Pandemic caused National Trust to cut almost 1,800 jobs last year

The charity lost £173m compared with the previous year as its properties were closed and events cancelled

Cliveden House in Buckinghamshire last year (Photograph: Richard Heathcote/Getty Images)
Cliveden House in Buckinghamshire last year (Photograph: Richard Heathcote/Getty Images)

The National Trust made nearly 1,800 people redundant as it looked to plug £173m in lost income as a result of the pandemic. 

The conservation charity’s latest accounts for the year ending 28 February show total annual income fell from nearly £681m in 2019/20 to £508m in 2020/21. 

The charity said this was largely down to the closure of most of its properties, including shops, cafes and holiday cottages, and all its events being cancelled.

This resulted in the number of visits to its sites halving from 2019/20 to 13.6 million.

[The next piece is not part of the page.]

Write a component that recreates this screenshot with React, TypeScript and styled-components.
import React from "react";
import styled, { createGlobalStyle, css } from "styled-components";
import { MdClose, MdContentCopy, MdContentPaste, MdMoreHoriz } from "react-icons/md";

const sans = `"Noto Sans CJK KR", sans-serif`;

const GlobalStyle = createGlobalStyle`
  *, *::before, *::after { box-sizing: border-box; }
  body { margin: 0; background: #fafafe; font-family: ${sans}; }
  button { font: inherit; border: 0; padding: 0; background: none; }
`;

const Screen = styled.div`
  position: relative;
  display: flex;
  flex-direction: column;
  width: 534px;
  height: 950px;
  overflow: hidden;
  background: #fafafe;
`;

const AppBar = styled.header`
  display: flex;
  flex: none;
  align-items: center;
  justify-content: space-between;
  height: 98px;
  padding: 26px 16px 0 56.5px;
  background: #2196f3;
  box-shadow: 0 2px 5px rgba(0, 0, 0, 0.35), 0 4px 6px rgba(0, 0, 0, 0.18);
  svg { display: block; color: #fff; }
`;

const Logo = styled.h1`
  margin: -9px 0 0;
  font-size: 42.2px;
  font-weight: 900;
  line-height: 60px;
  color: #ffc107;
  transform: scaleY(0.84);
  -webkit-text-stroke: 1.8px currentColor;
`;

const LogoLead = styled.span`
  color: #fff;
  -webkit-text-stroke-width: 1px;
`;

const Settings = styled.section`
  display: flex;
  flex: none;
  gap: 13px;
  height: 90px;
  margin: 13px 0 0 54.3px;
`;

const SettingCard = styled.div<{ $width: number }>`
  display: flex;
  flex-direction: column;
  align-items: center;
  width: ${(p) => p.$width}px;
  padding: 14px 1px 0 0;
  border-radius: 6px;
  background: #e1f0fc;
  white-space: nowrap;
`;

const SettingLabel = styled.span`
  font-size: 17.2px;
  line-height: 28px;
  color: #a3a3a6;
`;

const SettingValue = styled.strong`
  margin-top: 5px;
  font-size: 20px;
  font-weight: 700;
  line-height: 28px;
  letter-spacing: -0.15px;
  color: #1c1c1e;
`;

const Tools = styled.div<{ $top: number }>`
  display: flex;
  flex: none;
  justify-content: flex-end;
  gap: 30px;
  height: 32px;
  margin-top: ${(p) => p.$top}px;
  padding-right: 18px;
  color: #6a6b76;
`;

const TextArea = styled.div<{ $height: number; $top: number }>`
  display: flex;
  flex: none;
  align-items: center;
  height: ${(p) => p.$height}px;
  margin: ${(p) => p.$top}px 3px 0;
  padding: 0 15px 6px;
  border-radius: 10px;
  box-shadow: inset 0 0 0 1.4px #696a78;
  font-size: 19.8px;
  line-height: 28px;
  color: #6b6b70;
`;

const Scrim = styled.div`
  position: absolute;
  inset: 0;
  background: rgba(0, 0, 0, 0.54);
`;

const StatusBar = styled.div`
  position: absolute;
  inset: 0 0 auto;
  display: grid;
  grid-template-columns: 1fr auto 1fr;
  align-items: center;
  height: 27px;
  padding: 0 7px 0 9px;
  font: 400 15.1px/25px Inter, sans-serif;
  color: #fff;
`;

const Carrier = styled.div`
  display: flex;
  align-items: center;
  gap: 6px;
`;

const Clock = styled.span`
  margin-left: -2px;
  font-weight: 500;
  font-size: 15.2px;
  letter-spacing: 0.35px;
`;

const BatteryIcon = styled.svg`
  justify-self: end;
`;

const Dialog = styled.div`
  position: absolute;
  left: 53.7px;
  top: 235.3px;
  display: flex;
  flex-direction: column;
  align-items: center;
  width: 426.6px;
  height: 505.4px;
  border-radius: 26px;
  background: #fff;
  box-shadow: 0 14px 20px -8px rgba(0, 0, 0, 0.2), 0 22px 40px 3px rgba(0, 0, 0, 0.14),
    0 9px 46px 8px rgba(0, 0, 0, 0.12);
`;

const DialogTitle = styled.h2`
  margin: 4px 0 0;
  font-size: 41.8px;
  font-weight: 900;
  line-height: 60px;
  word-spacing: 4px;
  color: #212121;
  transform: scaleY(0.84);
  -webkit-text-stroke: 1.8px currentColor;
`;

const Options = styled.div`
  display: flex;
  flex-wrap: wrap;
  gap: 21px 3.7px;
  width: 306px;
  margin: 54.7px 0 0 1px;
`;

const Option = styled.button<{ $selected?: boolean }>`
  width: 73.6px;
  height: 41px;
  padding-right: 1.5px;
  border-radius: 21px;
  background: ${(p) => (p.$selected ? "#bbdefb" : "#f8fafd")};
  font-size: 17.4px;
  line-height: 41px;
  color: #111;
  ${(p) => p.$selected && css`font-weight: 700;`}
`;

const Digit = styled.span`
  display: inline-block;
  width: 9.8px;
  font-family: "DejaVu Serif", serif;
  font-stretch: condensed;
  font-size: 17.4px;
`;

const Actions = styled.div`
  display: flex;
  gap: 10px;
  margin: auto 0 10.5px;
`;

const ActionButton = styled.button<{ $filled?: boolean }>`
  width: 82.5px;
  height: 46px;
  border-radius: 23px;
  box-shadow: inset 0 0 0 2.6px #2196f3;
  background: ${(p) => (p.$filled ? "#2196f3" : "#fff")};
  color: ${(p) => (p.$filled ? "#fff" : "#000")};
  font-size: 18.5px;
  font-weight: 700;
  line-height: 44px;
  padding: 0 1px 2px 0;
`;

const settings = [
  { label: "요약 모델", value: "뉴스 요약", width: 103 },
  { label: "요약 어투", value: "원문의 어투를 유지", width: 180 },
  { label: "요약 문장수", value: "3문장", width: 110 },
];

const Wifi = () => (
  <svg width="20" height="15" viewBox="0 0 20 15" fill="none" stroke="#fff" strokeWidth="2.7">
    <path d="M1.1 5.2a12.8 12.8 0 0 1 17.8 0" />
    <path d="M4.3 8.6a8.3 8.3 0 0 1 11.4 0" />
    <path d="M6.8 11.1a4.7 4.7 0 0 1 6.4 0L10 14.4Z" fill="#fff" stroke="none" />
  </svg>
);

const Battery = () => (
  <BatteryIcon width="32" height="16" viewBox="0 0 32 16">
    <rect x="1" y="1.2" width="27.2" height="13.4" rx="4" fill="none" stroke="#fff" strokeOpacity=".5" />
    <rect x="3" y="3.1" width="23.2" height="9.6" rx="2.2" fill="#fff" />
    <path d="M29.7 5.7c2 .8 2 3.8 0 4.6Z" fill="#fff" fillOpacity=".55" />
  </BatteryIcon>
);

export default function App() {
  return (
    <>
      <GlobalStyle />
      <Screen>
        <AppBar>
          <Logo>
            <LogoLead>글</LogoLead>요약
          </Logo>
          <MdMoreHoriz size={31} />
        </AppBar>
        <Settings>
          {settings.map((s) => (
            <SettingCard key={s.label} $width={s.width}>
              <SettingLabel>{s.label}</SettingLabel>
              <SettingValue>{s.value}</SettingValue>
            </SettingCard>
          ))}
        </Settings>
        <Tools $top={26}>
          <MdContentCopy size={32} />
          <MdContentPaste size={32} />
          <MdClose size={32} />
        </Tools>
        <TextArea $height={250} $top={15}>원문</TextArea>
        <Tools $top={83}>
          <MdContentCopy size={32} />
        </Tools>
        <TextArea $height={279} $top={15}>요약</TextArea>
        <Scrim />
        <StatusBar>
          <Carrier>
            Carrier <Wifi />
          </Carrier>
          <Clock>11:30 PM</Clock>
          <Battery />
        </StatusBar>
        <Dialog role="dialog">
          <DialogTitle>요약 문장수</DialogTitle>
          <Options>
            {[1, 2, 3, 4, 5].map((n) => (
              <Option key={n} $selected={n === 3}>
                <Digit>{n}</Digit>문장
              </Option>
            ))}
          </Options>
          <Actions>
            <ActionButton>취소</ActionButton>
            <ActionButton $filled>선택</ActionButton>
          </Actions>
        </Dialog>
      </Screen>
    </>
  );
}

Total expenditure also fell by £188m year on year as the charity tried to mitigate its lost trading activity with measures such as furloughing up to 81 per cent of its staff.

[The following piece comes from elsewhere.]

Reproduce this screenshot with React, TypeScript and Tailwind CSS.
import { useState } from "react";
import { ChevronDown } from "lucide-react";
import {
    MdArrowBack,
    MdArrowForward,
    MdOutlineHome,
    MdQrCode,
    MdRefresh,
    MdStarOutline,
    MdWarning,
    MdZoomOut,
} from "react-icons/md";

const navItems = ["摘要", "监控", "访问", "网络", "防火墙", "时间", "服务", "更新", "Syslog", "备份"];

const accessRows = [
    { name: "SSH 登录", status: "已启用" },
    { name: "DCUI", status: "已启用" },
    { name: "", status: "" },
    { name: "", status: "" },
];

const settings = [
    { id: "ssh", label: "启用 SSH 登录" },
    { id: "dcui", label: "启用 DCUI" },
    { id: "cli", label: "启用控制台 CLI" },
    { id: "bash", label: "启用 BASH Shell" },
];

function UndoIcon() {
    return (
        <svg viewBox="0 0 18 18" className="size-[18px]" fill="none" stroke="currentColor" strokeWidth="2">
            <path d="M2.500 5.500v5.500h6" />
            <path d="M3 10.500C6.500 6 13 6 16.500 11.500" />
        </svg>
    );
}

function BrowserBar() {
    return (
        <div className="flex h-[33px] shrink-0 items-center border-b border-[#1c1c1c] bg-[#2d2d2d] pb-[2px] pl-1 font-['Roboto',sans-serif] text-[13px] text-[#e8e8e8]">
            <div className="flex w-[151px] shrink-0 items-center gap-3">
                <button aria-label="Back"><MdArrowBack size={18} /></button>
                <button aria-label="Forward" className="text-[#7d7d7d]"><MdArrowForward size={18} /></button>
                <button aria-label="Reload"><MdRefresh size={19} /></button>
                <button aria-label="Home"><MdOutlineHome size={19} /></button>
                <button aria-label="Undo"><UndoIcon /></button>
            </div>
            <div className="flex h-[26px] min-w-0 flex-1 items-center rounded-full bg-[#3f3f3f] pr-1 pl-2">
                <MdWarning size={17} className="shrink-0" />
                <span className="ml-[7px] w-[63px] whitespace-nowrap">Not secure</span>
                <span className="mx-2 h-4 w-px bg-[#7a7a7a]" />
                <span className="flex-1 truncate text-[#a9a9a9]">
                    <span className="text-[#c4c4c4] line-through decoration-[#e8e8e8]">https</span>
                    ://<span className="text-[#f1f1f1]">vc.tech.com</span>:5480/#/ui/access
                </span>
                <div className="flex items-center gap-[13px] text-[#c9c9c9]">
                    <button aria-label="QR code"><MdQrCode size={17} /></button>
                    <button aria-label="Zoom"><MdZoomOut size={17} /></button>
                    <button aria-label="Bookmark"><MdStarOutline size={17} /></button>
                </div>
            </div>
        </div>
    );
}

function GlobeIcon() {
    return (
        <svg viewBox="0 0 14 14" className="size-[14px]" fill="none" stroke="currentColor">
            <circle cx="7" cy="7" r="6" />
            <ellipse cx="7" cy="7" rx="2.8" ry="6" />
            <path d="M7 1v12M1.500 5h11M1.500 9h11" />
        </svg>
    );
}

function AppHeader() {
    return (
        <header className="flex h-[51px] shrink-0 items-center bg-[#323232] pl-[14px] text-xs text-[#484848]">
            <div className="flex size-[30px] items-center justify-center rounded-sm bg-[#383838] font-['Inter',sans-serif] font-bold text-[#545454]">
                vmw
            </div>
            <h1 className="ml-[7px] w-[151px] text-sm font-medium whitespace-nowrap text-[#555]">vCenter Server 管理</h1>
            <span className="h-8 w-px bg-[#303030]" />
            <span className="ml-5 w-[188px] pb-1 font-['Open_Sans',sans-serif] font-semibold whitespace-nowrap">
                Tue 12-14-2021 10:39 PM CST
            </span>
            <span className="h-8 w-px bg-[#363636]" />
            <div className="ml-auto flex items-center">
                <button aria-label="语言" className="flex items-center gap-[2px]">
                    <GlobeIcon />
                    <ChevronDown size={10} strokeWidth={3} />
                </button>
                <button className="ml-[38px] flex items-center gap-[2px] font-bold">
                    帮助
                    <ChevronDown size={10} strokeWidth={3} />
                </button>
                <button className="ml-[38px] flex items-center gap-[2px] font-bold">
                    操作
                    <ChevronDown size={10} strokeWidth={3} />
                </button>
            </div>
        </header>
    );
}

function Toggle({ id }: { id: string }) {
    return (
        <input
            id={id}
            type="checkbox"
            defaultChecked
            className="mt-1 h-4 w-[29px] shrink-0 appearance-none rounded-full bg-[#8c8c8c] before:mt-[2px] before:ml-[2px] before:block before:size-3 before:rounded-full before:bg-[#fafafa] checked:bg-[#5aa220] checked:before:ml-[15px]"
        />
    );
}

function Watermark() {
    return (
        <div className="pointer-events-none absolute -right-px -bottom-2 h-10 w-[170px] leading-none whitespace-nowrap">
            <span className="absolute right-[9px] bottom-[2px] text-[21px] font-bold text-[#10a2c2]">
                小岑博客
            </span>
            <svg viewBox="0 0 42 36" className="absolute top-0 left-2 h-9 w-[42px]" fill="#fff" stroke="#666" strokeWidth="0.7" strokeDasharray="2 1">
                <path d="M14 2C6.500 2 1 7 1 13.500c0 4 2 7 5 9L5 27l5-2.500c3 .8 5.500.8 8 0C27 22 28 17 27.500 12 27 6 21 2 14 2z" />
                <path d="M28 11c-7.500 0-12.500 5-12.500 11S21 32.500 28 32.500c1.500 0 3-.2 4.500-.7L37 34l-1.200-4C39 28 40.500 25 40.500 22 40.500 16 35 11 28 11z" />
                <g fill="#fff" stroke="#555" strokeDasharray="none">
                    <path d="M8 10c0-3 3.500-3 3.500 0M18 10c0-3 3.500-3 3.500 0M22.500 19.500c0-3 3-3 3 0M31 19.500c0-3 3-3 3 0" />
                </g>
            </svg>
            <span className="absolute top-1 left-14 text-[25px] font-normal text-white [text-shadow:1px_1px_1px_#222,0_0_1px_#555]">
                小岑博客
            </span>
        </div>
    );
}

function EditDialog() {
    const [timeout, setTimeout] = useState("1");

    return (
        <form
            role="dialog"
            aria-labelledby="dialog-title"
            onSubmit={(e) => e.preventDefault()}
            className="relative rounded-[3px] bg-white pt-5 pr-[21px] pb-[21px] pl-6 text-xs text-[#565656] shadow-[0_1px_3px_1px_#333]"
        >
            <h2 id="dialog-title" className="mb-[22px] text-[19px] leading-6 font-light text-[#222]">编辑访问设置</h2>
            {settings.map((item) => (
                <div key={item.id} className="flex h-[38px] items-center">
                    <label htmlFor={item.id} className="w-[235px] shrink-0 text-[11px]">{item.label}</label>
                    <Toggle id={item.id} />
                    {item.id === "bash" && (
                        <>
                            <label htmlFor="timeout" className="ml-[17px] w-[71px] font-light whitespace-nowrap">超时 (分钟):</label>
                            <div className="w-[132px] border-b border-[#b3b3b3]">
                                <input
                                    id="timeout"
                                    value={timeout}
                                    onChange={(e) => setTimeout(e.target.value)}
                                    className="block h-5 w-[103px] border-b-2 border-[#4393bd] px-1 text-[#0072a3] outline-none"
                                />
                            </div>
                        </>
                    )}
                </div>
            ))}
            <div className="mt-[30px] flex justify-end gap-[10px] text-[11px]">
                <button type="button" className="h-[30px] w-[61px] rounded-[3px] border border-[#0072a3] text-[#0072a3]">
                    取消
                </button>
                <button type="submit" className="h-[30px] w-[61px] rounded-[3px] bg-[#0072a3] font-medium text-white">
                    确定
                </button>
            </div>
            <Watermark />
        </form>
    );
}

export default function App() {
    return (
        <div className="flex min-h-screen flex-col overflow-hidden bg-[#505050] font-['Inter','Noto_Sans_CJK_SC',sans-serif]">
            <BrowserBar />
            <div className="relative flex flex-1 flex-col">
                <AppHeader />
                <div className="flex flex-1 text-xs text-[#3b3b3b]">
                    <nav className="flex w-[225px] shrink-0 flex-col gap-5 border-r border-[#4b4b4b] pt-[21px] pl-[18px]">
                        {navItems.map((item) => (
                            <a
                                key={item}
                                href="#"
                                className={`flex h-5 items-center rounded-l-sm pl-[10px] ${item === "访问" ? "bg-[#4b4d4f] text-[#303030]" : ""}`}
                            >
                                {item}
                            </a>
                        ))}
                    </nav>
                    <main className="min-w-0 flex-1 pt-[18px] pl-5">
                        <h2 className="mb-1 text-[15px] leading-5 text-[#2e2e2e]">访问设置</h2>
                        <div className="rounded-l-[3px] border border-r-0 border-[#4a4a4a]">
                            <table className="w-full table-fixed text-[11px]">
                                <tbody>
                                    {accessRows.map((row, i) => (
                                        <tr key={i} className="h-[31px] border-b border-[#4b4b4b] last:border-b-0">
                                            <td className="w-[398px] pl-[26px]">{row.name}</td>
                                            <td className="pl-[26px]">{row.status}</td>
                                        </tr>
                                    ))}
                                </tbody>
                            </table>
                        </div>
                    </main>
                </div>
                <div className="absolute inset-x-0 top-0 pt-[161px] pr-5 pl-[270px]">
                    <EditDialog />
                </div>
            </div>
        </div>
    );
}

In October, the trust announced that it would make about 1,300 people redundant as it looked to make savings of £100m, but its latest accounts show 1,767 lost their jobs, leaving it with almost 7,600 staff. 

Despite a challenging year, the charity received its biggest-ever donation in May in the form of a £4m gift from the bank HSBC UK

It also generated £79m in fundraising, including £44.6m from gifts in wills.

The trust's accounts show a 383 per cent increase in online donations totalling £865,000, and it said August last year “broke records” when its holiday cottages were almost entirely full and its sales through its online shop increased by 65.6 per cent.

Its conservation efforts continued throughout the pandemic with £83.8m spent on houses, collections and gardens. 

The charity has been under fire since last year when it published a report researching its properties’ links to slavery, despite the Charity Commission later telling Third Sector it had received just three complaints about the charity’s work or purpose.

It sparked fierce debate on social media about the charity’s work and caused the commission to open a compliance case into the trust, which later found no breach of charity law

Many social media users, and some Conservative MPs, suggested the report would result in falling membership numbers. But its latest accounts show the charity retained 84.2 per cent of its membership – about one percentage point down on the equivalent rate in the previous year. 

Overall, the charity said its membership fell by about half a million people to about 5.5 million, in part because it was unable to recruit members at its properties. This meant the number of new members fell by more than 60 per cent from the previous year.

Since April this year, the charity said its membership had been growing again at a rate of about 105,000 new members every month.

Hilary McGrady, director-general of the National Trust, said: “Our supporters have really stuck by us, whether that is staying with us as members or offering record-breaking online donations, and for that I am so grateful.

“Now that most of our places have reopened and we’re recovering from the pandemic, the early signs are hugely encouraging. 

“But as a charity we will feel the financial repercussions for some years to come.”